→ Given data:
::::::::
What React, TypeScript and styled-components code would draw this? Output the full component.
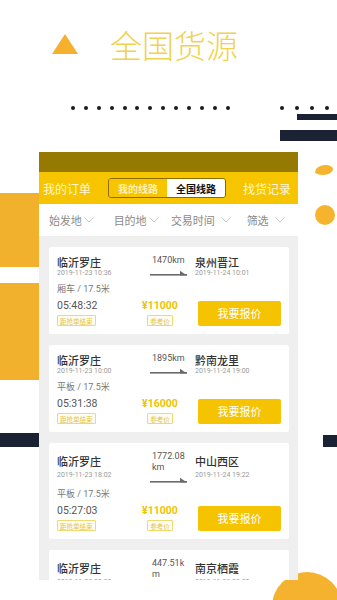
import * as React from 'react';
import styled, { createGlobalStyle } from 'styled-components';

const GlobalStyle = createGlobalStyle`
  html, body {
    margin: 0;
    padding: 0;
    background: #ffffff;
  }
  body {
    font-family: Roboto, "Noto Sans CJK SC", sans-serif;
  }
`;

const Page = styled.div`
  position: relative;
  width: 337px;
  height: 600px;
  overflow: hidden;
  background: #ffffff;
`;

const TitleRow = styled.div`
  position: relative;
  z-index: 1;
  display: flex;
  align-items: center;
  gap: 32px;
  height: 32px;
  padding: 28px 0 0 52px;
`;

const Triangle = styled.div`
  width: 0;
  height: 0;
  border-left: 13px solid transparent;
  border-right: 13px solid transparent;
  border-bottom: 20px solid #f5b02e;
`;

const Title = styled.h1`
  margin: 0;
  font-family: "Noto Sans CJK SC", sans-serif;
  font-size: 32px;
  line-height: 32px;
  font-weight: 300;
  color: #f2d24c;
`;

// decorative shapes scattered on the page background
const Shape = styled.div<{ $x: number; $y: number; $w: number; $h: number; $c: string; $r?: string }>`
  position: absolute;
  left: ${({ $x }) => $x}px;
  top: ${({ $y }) => $y}px;
  width: ${({ $w }) => $w}px;
  height: ${({ $h }) => $h}px;
  background: ${({ $c }) => $c};
  border-radius: ${({ $r }) => $r || '0'};
`;

const Dots = styled.div<{ $x: number; $gap: number }>`
  position: absolute;
  left: ${({ $x }) => $x}px;
  top: 106px;
  display: flex;
  gap: ${({ $gap }) => $gap}px;
`;

const Dot = styled.span`
  width: 4px;
  height: 4px;
  border-radius: 50%;
  background: #1a1a1a;
`;

const Phone = styled.div`
  position: relative;
  z-index: 1;
  width: 259px;
  height: 428px;
  margin: 92px 0 0 39px;
  overflow: hidden;
  background: #efefef;
  display: flex;
  flex-direction: column;
`;

const StatusBar = styled.div`
  height: 20px;
  flex-shrink: 0;
  background: #957900;
`;

const NavBar = styled.div`
  height: 32px;
  flex-shrink: 0;
  display: flex;
  align-items: center;
  justify-content: space-between;
  padding: 0 7px 0 4px;
  background: #f6c500;
`;

const NavText = styled.span`
  font-family: "Noto Sans CJK SC", sans-serif;
  font-size: 12px;
  color: #fff6d8;
`;

const Toggle = styled.div`
  display: flex;
  height: 20px;
  border: 1px solid #8a6b00;
  border-radius: 3px;
  overflow: hidden;
  box-sizing: border-box;
`;

const ToggleItem = styled.span<{ $active?: boolean }>`
  width: 58px;
  display: flex;
  align-items: center;
  justify-content: center;
  font-family: "Noto Sans CJK SC", sans-serif;
  font-size: 10px;
  font-weight: 700;
  background: ${({ $active }) => ($active ? '#ffffff' : '#f6c500')};
  color: ${({ $active }) => ($active ? '#111111' : '#fdf0b8')};
`;

const FilterBar = styled.div`
  height: 32px;
  flex-shrink: 0;
  display: flex;
  background: #ffffff;
`;

const FilterItem = styled.div<{ $gap: number }>`
  flex: 1;
  display: flex;
  align-items: center;
  justify-content: center;
  gap: ${({ $gap }) => $gap}px;
  font-family: "Noto Sans CJK SC", sans-serif;
  font-size: 11px;
  color: #8a8a8a;
`;

const List = styled.div`
  display: flex;
  flex-direction: column;
  gap: 11px;
  padding: 11px 9px 0 10px;
`;

const Card = styled.div`
  flex-shrink: 0;
  background: #ffffff;
  border-radius: 2px;
  padding: 8px 8px 8px 8px;
`;

const TopRow = styled.div`
  display: flex;
  align-items: stretch;
`;

const Place = styled.div<{ $w?: number }>`
  display: flex;
  flex-direction: column;
  justify-content: space-evenly;
  width: ${({ $w }) => ($w ? `${$w}px` : 'auto')};
  flex: ${({ $w }) => ($w ? 'none' : '1')};
`;

const City = styled.div`
  font-family: "Noto Sans CJK SC", sans-serif;
  font-size: 11px;
  line-height: 14px;
  font-weight: 500;
  color: #333333;
`;

const Time = styled.div`
  font-family: Roboto, sans-serif;
  font-size: 7px;
  line-height: 9px;
  color: #9a9a9a;
`;

const Route = styled.div`
  width: 37px;
  margin-right: 8px;
  display: flex;
  flex-direction: column;
`;

const Distance = styled.div`
  font-family: Roboto, sans-serif;
  font-size: 9px;
  line-height: 11px;
  color: #555555;
  word-break: break-all;
  padding-left: 2px;
`;

const Arrow = styled.svg`
  display: block;
  margin-top: 4px;
`;

const Vehicle = styled.div`
  margin-top: 5px;
  font-family: Roboto, "Noto Sans CJK SC", sans-serif;
  font-size: 9px;
  line-height: 12px;
  color: #777777;
`;

const BottomRow = styled.div`
  margin-top: 5px;
  display: flex;
  align-items: center;
`;

const Countdown = styled.div`
  width: 85px;
  display: flex;
  flex-direction: column;
  align-items: flex-start;
  gap: 3px;
`;

const Clock = styled.div`
  font-family: Roboto, sans-serif;
  font-size: 10.5px;
  line-height: 12px;
  color: #555555;
`;

const Badge = styled.span`
  display: inline-flex;
  align-items: center;
  height: 9px;
  padding: 0 2px;
  border: 1px solid #f0d872;
  border-radius: 1px;
  font-family: "Noto Sans CJK SC", sans-serif;
  font-size: 6.5px;
  color: #e4c242;
  background: #fffdf2;
`;

const Price = styled.div`
  width: 36px;
  display: flex;
  flex-direction: column;
  align-items: center;
  gap: 3px;
`;

const Amount = styled.div`
  font-family: Roboto, sans-serif;
  font-size: 10.5px;
  line-height: 12px;
  font-weight: 700;
  color: #f0c200;
`;

const QuoteButton = styled.button`
  margin-left: auto;
  width: 83px;
  height: 25px;
  border: none;
  border-radius: 2px;
  background: #f6c300;
  color: #ffffff;
  font-family: "Noto Sans CJK SC", sans-serif;
  font-size: 11px;
  padding: 0;
`;

const Chevron = () => (
  <svg width="10" height="6" viewBox="0 0 10 6">
    <polyline points="0.5,0.5 5,5 9.5,0.5" fill="none" stroke="#c4c4c4" strokeWidth="0.9" />
  </svg>
);

const RouteArrow = () => (
  <Arrow width="37" height="6" viewBox="0 0 37 6">
    <rect x="0" y="4" width="37" height="1.6" fill="#6a6a6a" />
    <polygon points="37,5.6 30,0.8 30,5.6" fill="#6a6a6a" />
  </Arrow>
);

type Order = {
  from: string;
  fromTime: string;
  to: string;
  toTime: string;
  km: string;
  truck: string;
  left: string;
  price: string;
};

const orders: Order[] = [
  { from: '临沂罗庄', fromTime: '2019-11-23 10:36', to: '泉州晋江', toTime: '2019-11-24 10:01', km: '1470km', truck: '厢车 / 17.5米', left: '05:48:32', price: '¥11000' },
  { from: '临沂罗庄', fromTime: '2019-11-23 10:00', to: '黔南龙里', toTime: '2019-11-24 19:00', km: '1895km', truck: '平板 / 17.5米', left: '05:31:38', price: '¥16000' },
  { from: '临沂罗庄', fromTime: '2019-11-23 18:02', to: '中山西区', toTime: '2019-11-24 19:22', km: '1772.08km', truck: '平板 / 17.5米', left: '05:27:03', price: '¥11000' },
  { from: '临沂罗庄', fromTime: '2019-11-23 09:30', to: '南京栖霞', toTime: '2019-11-23 23:30', km: '447.51km', truck: '平板 / 17.5米', left: '05:20:11', price: '¥6000' },
];

const filters = [
  { label: '始发地', gap: 2 },
  { label: '目的地', gap: 2 },
  { label: '交易时间', gap: 6 },
  { label: '筛选', gap: 6 },
];

const OrderCard = ({ o }: { o: Order }) => (
  <Card>
    <TopRow>
      <Place $w={93}>
        <City>{o.from}</City>
        <Time>{o.fromTime}</Time>
      </Place>
      <Route>
        <Distance>{o.km}</Distance>
        <RouteArrow />
      </Route>
      <Place>
        <City>{o.to}</City>
        <Time>{o.toTime}</Time>
      </Place>
    </TopRow>
    <Vehicle>{o.truck}</Vehicle>
    <BottomRow>
      <Countdown>
        <Clock>{o.left}</Clock>
        <Badge>距抢单结束</Badge>
      </Countdown>
      <Price>
        <Amount>{o.price}</Amount>
        <Badge>参考价</Badge>
      </Price>
      <QuoteButton>我要报价</QuoteButton>
    </BottomRow>
  </Card>
);

export default function App() {
  return (
    <Page>
      <GlobalStyle />

      <Dots $x={71} $gap={8.9}>
        {Array.from({ length: 13 }).map((_, i) => (
          <Dot key={i} />
        ))}
      </Dots>
      <Dots $x={280} $gap={11}>
        {Array.from({ length: 4 }).map((_, i) => (
          <Dot key={i} />
        ))}
      </Dots>
      <Shape $x={297} $y={114} $w={40} $h={6} $c="#1b2233" />
      <Shape $x={280} $y={130} $w={57} $h={11} $c="#1b2233" />
      <Shape $x={0} $y={193} $w={39} $h={74} $c="#f2b12d" />
      <Shape $x={0} $y={283} $w={39} $h={97} $c="#f2b12d" />
      <Shape $x={0} $y={433} $w={39} $h={14} $c="#1b2233" />
      <Shape $x={315} $y={165} $w={18} $h={10} $c="#f6b42e" $r="60% 40% 55% 45% / 70% 40% 60% 30%" />
      <Shape $x={315} $y={205} $w={20} $h={20} $c="#f6b42e" $r="50%" />
      <Shape $x={323} $y={435} $w={14} $h={12} $c="#1b2233" />
      <Shape $x={272} $y={572} $w={70} $h={70} $c="#f5b22e" $r="50%" />

      <TitleRow>
        <Triangle />
        <Title>全国货源</Title>
      </TitleRow>

      <Phone>
        <StatusBar />
        <NavBar>
          <NavText>我的订单</NavText>
          <Toggle>
            <ToggleItem>我的线路</ToggleItem>
            <ToggleItem $active>全国线路</ToggleItem>
          </Toggle>
          <NavText>找货记录</NavText>
        </NavBar>
        <FilterBar>
          {filters.map((f) => (
            <FilterItem key={f.label} $gap={f.gap}>
              {f.label}
              <Chevron />
            </FilterItem>
          ))}
        </FilterBar>
        <List>
          {orders.map((o, i) => (
            <OrderCard key={i} o={o} />
          ))}
        </List>
      </Phone>
    </Page>
  );
}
::::::::
→ Goal of the exercise: Copy out all lines where the word "React" appears.

→ Reply to the task:
What React, TypeScript and styled-components code would draw this? Output the full component.
import * as React from 'react';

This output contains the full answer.